According to an article published by WebMD, a recent research study revealed a dramatic increase in poisonings from prescription drugs such as opioids, sedatives, and tranquilizers. The study, which was published in the April issue of the American Journal of Preventive Medicine, indicates a 65% increase in such poisonings between 1999 and 2006.
Jeffrey H. Coben, MD, the study author noted:
[Certain prescription drugs] are just as powerful and dangerous as other notorious street drugs, and we need to ensure people are aware of these dangers and that treatment services are available for those with substance abuse problems.
After examining data from about eight million hospitalizations a year, the researchers made the following findings:
- Unintentional poisoning is now the second leading cause of unintentional injury death in the U.S.
- In 2005, unintentional poisoning surpassed motor vehicle crashes as the leading cause of unintentional injury death for people 35 to 54.
- Unintentional poisoning deaths have been on the rise for more than 15 years.
- Intentional poisonings from prescription rose 130% during the seven-year period, compared to 53% in intentional poisonings from other substances.
- The largest increase in the number of hospitalizations was caused by benzodiazepines.

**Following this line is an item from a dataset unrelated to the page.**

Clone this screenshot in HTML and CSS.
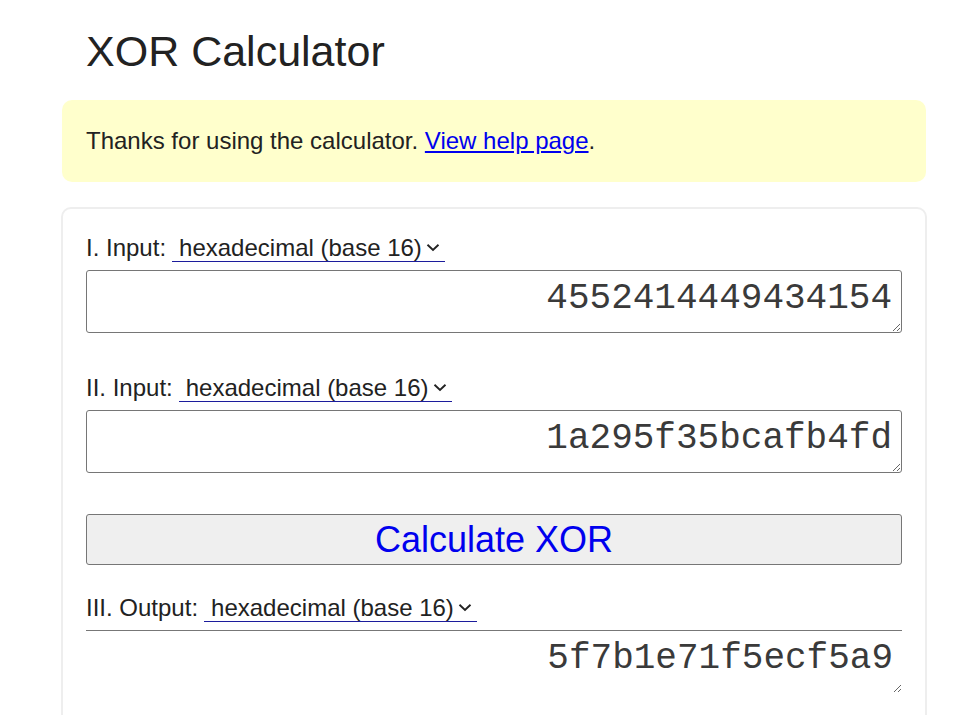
FILE: index.html
```html
<!DOCTYPE html>
<html lang="en">
<head>
    <meta charset="UTF-8">
    <meta name="viewport" content="width=device-width, initial-scale=1.0">
    <title>XOR Calculator</title>
    <link rel="stylesheet" href="styles.css">
</head>
<body>
    <div class="page">
        <h1 class="title">XOR Calculator</h1>

        <div class="notice">
            Thanks for using the calculator. <a href="#">View help page</a>.
        </div>

        <div class="calc">
            <div class="field">
                <div class="field-label">I. Input:
                    <span class="unit">
                        <select>
                            <option>binary (base 2)</option>
                            <option>decimal (base 10)</option>
                            <option selected>hexadecimal (base 16)</option>
                        </select>
                        <svg class="chev" width="14" height="9" viewBox="0 0 14 9"><path d="M1.5 1.8 L7 7 L12.5 1.8" fill="none" stroke="#222" stroke-width="1.9"/></svg>
                    </span>
                </div>
                <textarea class="num" spellcheck="false">4552414449434154</textarea>
            </div>

            <div class="field">
                <div class="field-label">II. Input:
                    <span class="unit">
                        <select>
                            <option>binary (base 2)</option>
                            <option>decimal (base 10)</option>
                            <option selected>hexadecimal (base 16)</option>
                        </select>
                        <svg class="chev" width="14" height="9" viewBox="0 0 14 9"><path d="M1.5 1.8 L7 7 L12.5 1.8" fill="none" stroke="#222" stroke-width="1.9"/></svg>
                    </span>
                </div>
                <textarea class="num" spellcheck="false">1a295f35bcafb4fd</textarea>
            </div>

            <button class="calc-btn">Calculate XOR</button>

            <div class="field output">
                <div class="field-label">III. Output:
                    <span class="unit">
                        <select>
                            <option>binary (base 2)</option>
                            <option>decimal (base 10)</option>
                            <option selected>hexadecimal (base 16)</option>
                        </select>
                        <svg class="chev" width="14" height="9" viewBox="0 0 14 9"><path d="M1.5 1.8 L7 7 L12.5 1.8" fill="none" stroke="#222" stroke-width="1.9"/></svg>
                    </span>
                </div>
                <textarea class="num result" readonly spellcheck="false">5f7b1e71f5ecf5a9</textarea>
            </div>
        </div>
    </div>
</body>
</html>
```

FILE: styles.css
```css
body {
    margin: 0;
    font-family: "Liberation Sans", Arial, sans-serif;
    font-size: 24px;
    color: #222;
    background: #fff;
}
.page {
    width: 866px;
    margin-left: 61px;
}
.title {
    font-size: 43px;
    font-weight: normal;
    margin: 27px 0 24px;
    padding-left: 25px;
}
.notice {
    margin: 0 1px;
    padding: 27px 24px;
    background-color: #ffffcc;
    border-radius: 10px;
}
.notice a {
    color: #0000ee;
}
.calc {
    margin-top: 25px;
    padding: 25px 23px 40px;
    border: 2px solid #eeeeee;
    border-radius: 10px;
}
.field {
    margin-bottom: 41px;
}
.field-label {
    display: flex;
    align-items: baseline;
    gap: 6px;
    margin-bottom: 8px;
}
.unit {
    display: inline-flex;
    align-items: center;
    border-bottom: 1px solid #1c1c9c;
}
.unit select {
    appearance: none;
    -webkit-appearance: none;
    border: none;
    background: transparent;
    font-family: inherit;
    font-size: 24px;
    color: #222;
    padding: 0 0 0 7px;
    margin: 0;
}
.chev {
    margin: 0 5px 0 4px;
}
textarea.num {
    display: block;
    box-sizing: border-box;
    width: 100%;
    height: 63px;
    padding: 7px 9px 7px 10px;
    border: 1px solid #767676;
    border-radius: 3px;
    font-family: "Liberation Mono", "Courier New", monospace;
    font-size: 36px;
    color: #3a3a3a;
    text-align: right;
    resize: vertical;
    overflow: hidden;
}
.output {
    margin-bottom: 0;
}
.output .field-label {
    margin-bottom: 0;
    padding-bottom: 8px;
}
textarea.result {
    border: none;
    border-top: 1px solid #777;
    border-radius: 0;
}
.calc-btn {
    display: block;
    width: 100%;
    height: 51px;
    margin-bottom: 29px;
    background-color: #efefef;
    border: 1px solid #767676;
    border-radius: 3px;
    color: #0000ee;
    font-family: inherit;
    font-size: 36px;
    cursor: pointer;
}
```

Hospitalizations from that class of drug increased 39% during the period studied.
- Hospitalizations for poisoning by barbiturates decreased 41% and hospitalizations for poisoning by antidepressants decreased 13%.
- Hospitalizations for poisoning by other drugs, medicinal, and biological substances increased 33%.
- Unintentional poisonings by other substances increased 21%.
- Unintentional drug-poisoning deaths increased 68% between 1999 and 2004, and the majority of the increase has been attributed to deaths associated with prescription opioids.
If you are currently taking opioids, sedatives, or tranquilizers, ask your doctor if these medications are truly necessary. Many of these drugs are highly addictive. If you have developed an addiction, now is the time to step up and seek help. Ask your primary care physician for assistance and information about available resources.